It was proposed to add the syntax \o{ddddd...} to specify characters 
using octal.  This would be a way to use octal notation to specify 
characters that require utf8.  Several people gave grudging assent to 
this, and no one was dead-set against it.  I for one, think it's a good 
idea, and plan to do the work.  Yves pointed out that this would be a 
way for someone to unambiguously specify in a regex pattern that they 
meant an octal constant, and not a backreference.

And finally, here's what I think should be done.  First, I've 
encountered a number of minor problems, such as erroneous error 
messages, and what appears to be improper dumping, and those can be 
fixed non-controversially.

I think the -0 command line behavior is adequate, and I've already 
prepared a patch to document it.

I think that \o{...} is worthwhile, and will submit a patch to do it.

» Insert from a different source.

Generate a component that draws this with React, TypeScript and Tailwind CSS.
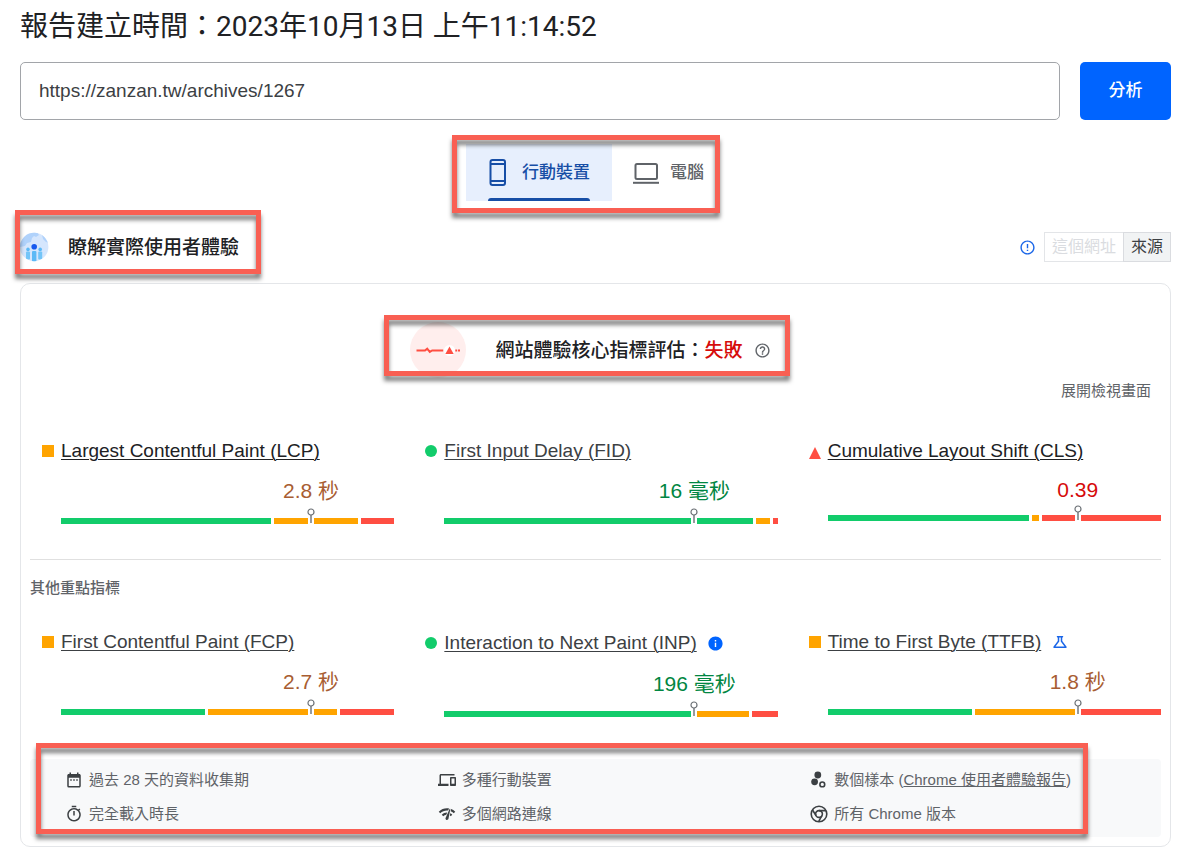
import { useState } from 'react';
import type { ReactNode } from 'react';
import clsx from 'clsx';
import {
  MdDateRange,
  MdErrorOutline,
  MdHelpOutline,
  MdInfo,
  MdNetworkCheck,
  MdOutlineDevices,
  MdOutlineScience,
  MdOutlineTimer,
} from 'react-icons/md';

type Rating = 'good' | 'average' | 'poor';

interface Metric {
  name: string;
  value: string;
  rating: Rating;
  shares: [number, number, number];
  strong?: boolean;
  badge?: 'info' | 'experimental';
}

const CORE_METRICS: Metric[] = [
  { name: 'Largest Contentful Paint (LCP)', value: '2.8 秒', rating: 'average', shares: [210, 85, 33], strong: true },
  { name: 'First Input Delay (FID)', value: '16 毫秒', rating: 'good', shares: [309, 14, 5] },
  { name: 'Cumulative Layout Shift (CLS)', value: '0.39', rating: 'poor', shares: [202, 7, 119], strong: true },
];

const OTHER_METRICS: Metric[] = [
  { name: 'First Contentful Paint (FCP)', value: '2.7 秒', rating: 'average', shares: [144, 130, 54] },
  { name: 'Interaction to Next Paint (INP)', value: '196 毫秒', rating: 'good', shares: [248, 54, 26], badge: 'info' },
  { name: 'Time to First Byte (TTFB)', value: '1.8 秒', rating: 'average', shares: [145, 101, 82], badge: 'experimental' },
];

const VALUE_COLORS: Record<Rating, string> = {
  good: 'text-[#018642]',
  average: 'text-[#a85d32]',
  poor: 'text-[#d60b0b]',
};

const BAR_COLORS = ['bg-[#12cc6b]', 'bg-[#ffa400]', 'bg-[#ff4e42]'];

function Highlight({ className }: { className: string }) {
  return (
    <div
      aria-hidden
      className={clsx(
        'pointer-events-none absolute z-10 border-5 border-[#f95f53] drop-shadow-[0_5px_2px_rgba(0,0,0,0.5)]',
        className,
      )}
    />
  );
}

function PhoneIcon() {
  return (
    <svg viewBox="0 0 18 27" className="h-[27px] w-[18px]" fill="none" stroke="currentColor" strokeWidth="2" aria-hidden>
      <rect x="2.5" y="1" width="14.5" height="25" rx="2" />
      <path d="M2.5 5h14.5M2.5 22h14.5" />
    </svg>
  );
}

function LaptopIcon() {
  return (
    <svg viewBox="0 0 26 22" className="h-[22px] w-[26px]" fill="none" stroke="currentColor" strokeWidth="2" aria-hidden>
      <rect x="2.5" y="2" width="21.5" height="15" rx="1.5" />
      <path d="M0 20.8h26" />
    </svg>
  );
}

function UsersGlobe() {
  return (
    <svg viewBox="0 0 30 30" className="size-[30px]" aria-hidden>
      <defs>
        <clipPath id="globe">
          <circle cx="14.2" cy="15" r="14.2" />
        </clipPath>
      </defs>
      <g clipPath="url(#globe)">
        <rect width="30" height="30" fill="#d5e6fd" />
        <path d="M0 0h17l2 3-3 2-2-1-2 2-1 4-4 1-2 3-5 1zM22 3l4 2 3 6-3-1-3-3z" fill="#b0d2fb" />
        <rect x="6" y="19.5" width="4" height="8" rx="1" fill="#73c5f8" />
        <rect x="12" y="19" width="4.4" height="11" rx="1" fill="#5cb9f6" />
        <rect x="18.2" y="19.5" width="4" height="8" rx="1" fill="#73c5f8" />
        <circle cx="8" cy="17.4" r="1.8" fill="#5cb9f6" />
        <circle cx="20.2" cy="17.4" r="1.8" fill="#5cb9f6" />
        <circle cx="14.2" cy="14.8" r="2.8" fill="#1659ee" />
      </g>
    </svg>
  );
}

function PulseIcon() {
  return (
    <svg viewBox="0 0 56 56" className="size-14" aria-hidden>
      <circle cx="28" cy="28" r="28" fill="#ffeeed" />
      <path d="M6.5 28.5h8.5l2.2-1.8 2.6 3.2 2.4-1.4h11" fill="none" stroke="#ff4e42" strokeWidth="2" />
      <circle cx="39.5" cy="28.5" r="5.5" fill="#fff" />
      <path d="M39.5 24.4l4.2 7.6h-8.4z" fill="#ff4e42" />
      <path d="M45.3 28.5h1.9M48 28.5h2" stroke="#ff4e42" strokeWidth="2" />
    </svg>
  );
}

function SamplesIcon() {
  return (
    <svg viewBox="0 0 18 18" className="size-[18px]" aria-hidden>
      <circle cx="7.8" cy="4" r="3.4" fill="currentColor" />
      <circle cx="4.6" cy="10.8" r="3.4" fill="currentColor" />
      <circle cx="12.3" cy="13.4" r="2.4" fill="none" stroke="currentColor" strokeWidth="1.6" />
    </svg>
  );
}

function ChromeIcon() {
  return (
    <svg viewBox="0 0 18 18" className="size-[18px]" fill="none" stroke="currentColor" strokeWidth="1.6" aria-hidden>
      <circle cx="9" cy="9" r="7.8" />
      <circle cx="9" cy="9" r="3.4" />
      <path d="M9 5.6h7M6.1 10.7L2.4 4.8M11.9 10.7L8.6 16.7" />
    </svg>
  );
}

function RatingMark({ rating }: { rating: Rating }) {
  if (rating === 'good') return <span className="size-3 rounded-full bg-[#12cc6b]" />;
  if (rating === 'average') return <span className="size-3 bg-[#ffa400]" />;
  return (
    <svg viewBox="0 0 12 12" className="mt-1 size-3" aria-hidden>
      <path d="M6 0l6 12H0z" fill="#ff4e42" />
    </svg>
  );
}

function Distribution({ shares }: { shares: Metric['shares'] }) {
  return (
    <div className="relative mt-3 flex h-1.5 gap-[3px]">
      {shares.map((share, i) => (
        <span key={i} className={BAR_COLORS[i]} style={{ flexGrow: share }} />
      ))}
      {/* 75th percentile pin */}
      <span className="absolute inset-y-0 left-3/4 w-1.5 -translate-x-1/2 bg-white" />
      <svg
        viewBox="0 0 8 15"
        className="absolute -top-2.5 left-3/4 h-[15px] w-2 -translate-x-1/2"
        fill="none"
        stroke="#6b7075"
        aria-hidden
      >
        <circle cx="4" cy="4" r="3" strokeWidth="1.2" />
        <path d="M4 7v8" strokeWidth="1.4" />
      </svg>
    </div>
  );
}

function MetricCell({ metric }: { metric: Metric }) {
  const { name, value, rating, shares, strong, badge } = metric;
  const unitless = !value.includes('秒');

  return (
    <div>
      <div className="flex min-h-6 items-center">
        <span className="flex w-[19px]">
          <RatingMark rating={rating} />
        </span>
        <a
          href="#metric"
          className={clsx(
            'text-[19px] leading-6 whitespace-nowrap underline decoration-1 underline-offset-2',
            strong ? 'text-[#202124]' : 'text-[#3c4043]',
          )}
        >
          {name}
        </a>
        {badge === 'info' && (
          <button type="button" aria-label="指標資訊" className="ml-2.5 flex h-[26px] items-center text-[#0064ff]">
            <MdInfo className="size-[17px]" />
          </button>
        )}
        {badge === 'experimental' && (
          <button type="button" aria-label="實驗性指標" className="ml-2.5 text-[#1a66e8]">
            <MdOutlineScience className="size-[18px]" />
          </button>
        )}
      </div>
      <div className="pl-[19px]">
        <p
          className={clsx(
            'mt-[13px] ml-auto w-1/2 text-center text-[21px]',
            unitless ? 'leading-[27px]' : 'leading-[30px]',
            VALUE_COLORS[rating],
          )}
        >
          {value}
        </p>
        <Distribution shares={shares} />
      </div>
    </div>
  );
}

function MetricRow({ metrics, className }: { metrics: Metric[]; className: string }) {
  return (
    <div className={clsx('grid grid-cols-3 gap-[31px] pl-3', className)}>
      {metrics.map((metric) => (
        <MetricCell key={metric.name} metric={metric} />
      ))}
    </div>
  );
}

function Fact({ icon, children }: { icon: ReactNode; children: ReactNode }) {
  return (
    <li className="flex items-center gap-1.5 whitespace-nowrap">
      <span className="text-[#3c4043]">{icon}</span>
      <span>{children}</span>
    </li>
  );
}

export default function App() {
  const [url, setUrl] = useState('https://zanzan.tw/archives/1267');

  return (
    <main className="bg-white pt-[7px] pr-[29px] pb-[7px] pl-5 font-['Liberation_Sans','Noto_Sans_CJK_TC',sans-serif] text-[#202124]">
      <h1 className="font-['Roboto','Noto_Sans_CJK_TC',sans-serif] text-[28px] leading-10">
        報告建立時間：2023年10月13日 上午11:14:52
      </h1>

      <form className="mt-[15px] flex h-[58px] gap-5" onSubmit={(e) => e.preventDefault()}>
        <input
          type="text"
          aria-label="網址"
          value={url}
          onChange={(e) => setUrl(e.target.value)}
          className="min-w-0 flex-1 rounded-[5px] border border-[#a2a5a9] px-[18px] text-[19px] text-[#3c4043]"
        />
        <button type="submit" className="w-[91px] rounded-[5px] bg-[#0064ff] text-[17px] font-medium text-white">
          分析
        </button>
      </form>

      <div className="mt-6 flex justify-center">
        <div role="tablist" className="relative flex h-[57px] text-[17px] font-medium">
          <button
            type="button"
            role="tab"
            aria-selected="true"
            className="relative flex items-center gap-4 bg-[#e7effd] px-[22px] text-[#174ea6]"
          >
            <PhoneIcon />
            行動裝置
            <span className="absolute inset-x-[22px] bottom-0 h-[3px] rounded-t-sm bg-[#174ea6]" />
          </button>
          <button
            type="button"
            role="tab"
            aria-selected="false"
            className="flex items-center gap-[11px] px-[21px] text-[#5f6368]"
          >
            <LaptopIcon />
            電腦
          </button>
          <Highlight className="-top-[9px] right-[5px] -bottom-3 -left-[14px]" />
        </div>
      </div>

      <div className="mt-[31px] flex h-[30px] items-center justify-between">
        <div className="relative flex items-center gap-[18px]">
          <UsersGlobe />
          <h2 className="pt-0.5 text-[19px] leading-7 font-medium">瞭解實際使用者體驗</h2>
          <Highlight className="-top-[22px] -right-[22px] -bottom-3 -left-[5px]" />
        </div>
        <div className="flex items-center">
          <button type="button" aria-label="說明" className="mr-2 text-[#1a66e8]">
            <MdErrorOutline className="size-[17px]" />
          </button>
          <div className="flex h-[30px] text-base">
            <button type="button" disabled className="border border-[#e3e5e8] px-[7px] text-[#dadce0]">
              這個網址
            </button>
            <button
              type="button"
              className="-ml-px border border-[#dadce0] bg-[#f1f3f4] px-[7px] text-[#3c4043]"
            >
              來源
            </button>
          </div>
        </div>
      </div>

      <section className="mt-[21px] rounded-[10px] border border-[#e4e6e9] px-[9px] pt-[38px] pb-[9px]">
        <div className="flex justify-center pr-[10px]">
          <div className="relative flex items-center">
            <PulseIcon />
            <h2 className="ml-[29px] pt-0.5 text-[19px] leading-7 font-medium">
              網站體驗核心指標評估：<span className="text-[#d60b0b]">失敗</span>
            </h2>
            <button type="button" aria-label="說明" className="ml-[11px] text-[#5f6368]">
              <MdHelpOutline className="size-[17px]" />
            </button>
            <Highlight className="-top-[7px] -right-[19px] bottom-0.5 -left-[26px]" />
          </div>
        </div>

        <div className="mt-[3px] flex justify-end pr-[10px]">
          <button type="button" className="text-[15px] leading-5 text-[#5f6368]">
            展開檢視畫面
          </button>
        </div>

        <MetricRow metrics={CORE_METRICS} className="mt-[38px]" />

        <hr className="mt-[35px] border-[#e0e0e0]" />

        <h3 className="mt-[18px] text-[15px] leading-5 font-medium text-[#5f6368]">其他重點指標</h3>

        <MetricRow metrics={OTHER_METRICS} className="mt-8" />

        <div className="relative mt-[42px] rounded-sm bg-[#f8f9fa] pt-[11px] pb-[13px] pl-[35px]">
          <ul className="grid grid-cols-[34%_34%_32%] gap-y-[14px] text-[15px] leading-5 text-[#5f6368]">
            <Fact icon={<MdDateRange className="size-[18px]" />}>過去 28 天的資料收集期</Fact>
            <Fact icon={<MdOutlineDevices className="size-[18px]" />}>多種行動裝置</Fact>
            <Fact icon={<SamplesIcon />}>
              數個樣本 (
              <a href="#crux" className="underline">
                Chrome 使用者體驗報告
              </a>
              )
            </Fact>
            <Fact icon={<MdOutlineTimer className="size-[18px]" />}>完全載入時長</Fact>
            <Fact icon={<MdNetworkCheck className="size-[18px]" />}>多個網路連線</Fact>
            <Fact icon={<ChromeIcon />}>所有 Chrome 版本</Fact>
          </ul>
          <Highlight className="-top-4 right-[73px] bottom-[3px] left-1.5" />
        </div>
      </section>
    </main>
  );
}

The main issue is what to do about deprecating 0400-0777 to specify 
characters octally when the braces form isn't used.  If we do this, I 
think it would have to be in conjunction with a new 'use feature'; and 
I'm ambivalent about it.  After all that's been said, I don't see the 
harm in them.  It may not be common to use such large numbers, and it 
may not have been the intent of the perl developers that they be used, 
but it isn't a misuse of the construct, and I don't see these reasons as 
sufficient to deprecate them.  Another option would be to warn but not 
deprecate.  I could go with that, but I'm doubtful.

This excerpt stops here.